Dubois Sheep Station Celebrates 100 Years
June 17, 2016

The U.S. Sheep Experiment Station in Dubois, Idaho, has been serving the U.S. sheep industry for 100 years. To acknowledge this milestone, the station is hosting a three-day event celebrating sheep and range research - Aug. 23-25. The celebration will take place in Idaho Falls, Dubois and at the station headquarters, 6 miles north of Dubois.

Beginning in 1915 and 1916 and continuing through 1922, Presidents Wilson and Harding set aside more than 45,000 acres of land in Intermountain West to establish the USDA U.S. Sheep Experiment Station. These lands were devoted to scientific research focused on sheep genetics and rangeland science and the sustainable integration of livestock production and rangeland management systems. In the 1940s, the sheep station joined efforts with the University of Idaho, which further strengthened the unit's research efforts.

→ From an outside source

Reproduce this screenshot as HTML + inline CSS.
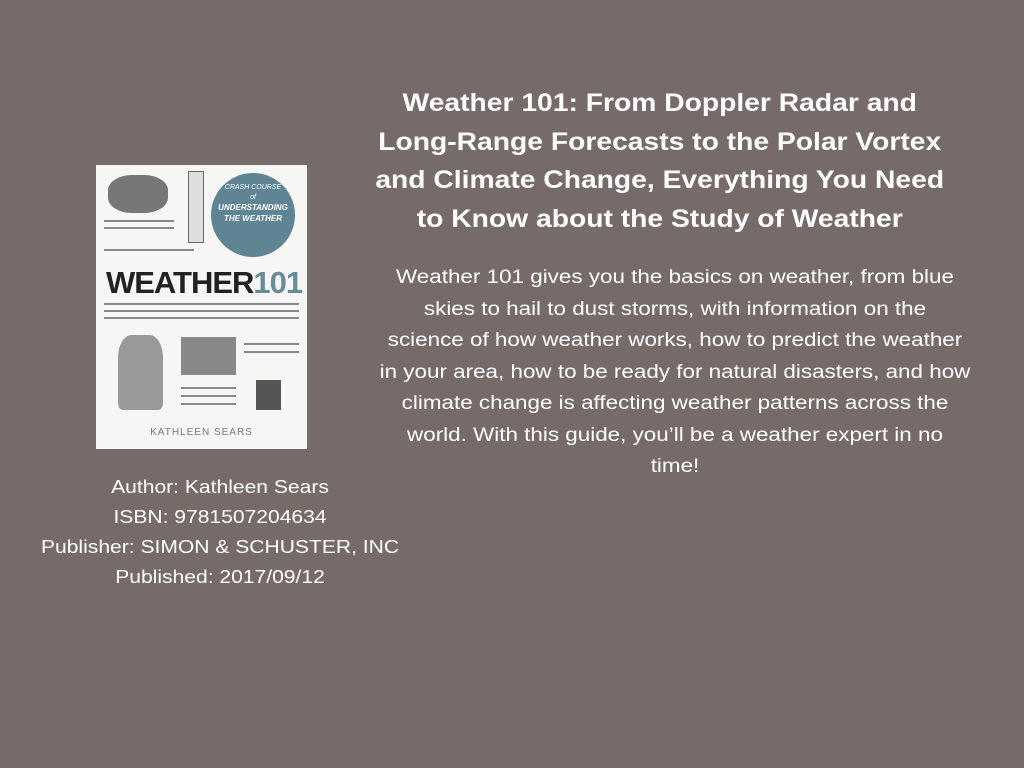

Discussions comparing the last 100 years of research to the next 100 years are scheduled, as well as production applications for improving sheep production efficiency. Range tours are planned for Thursday, Aug. 25, where sessions pertain to bighorn sheep, grizzly bear delisting, sage grouse policy and non-traditional grazing resources.

Everyone is welcome to attend all events and sessions; however, pre-registration, which runs through Aug. 5, is required. Program information, along with the registration materials, are available from the www.sheepusa.org home page by clicking on the U.S. Sheep Experiment Station link. Contact information for local hotels is included in the brochure.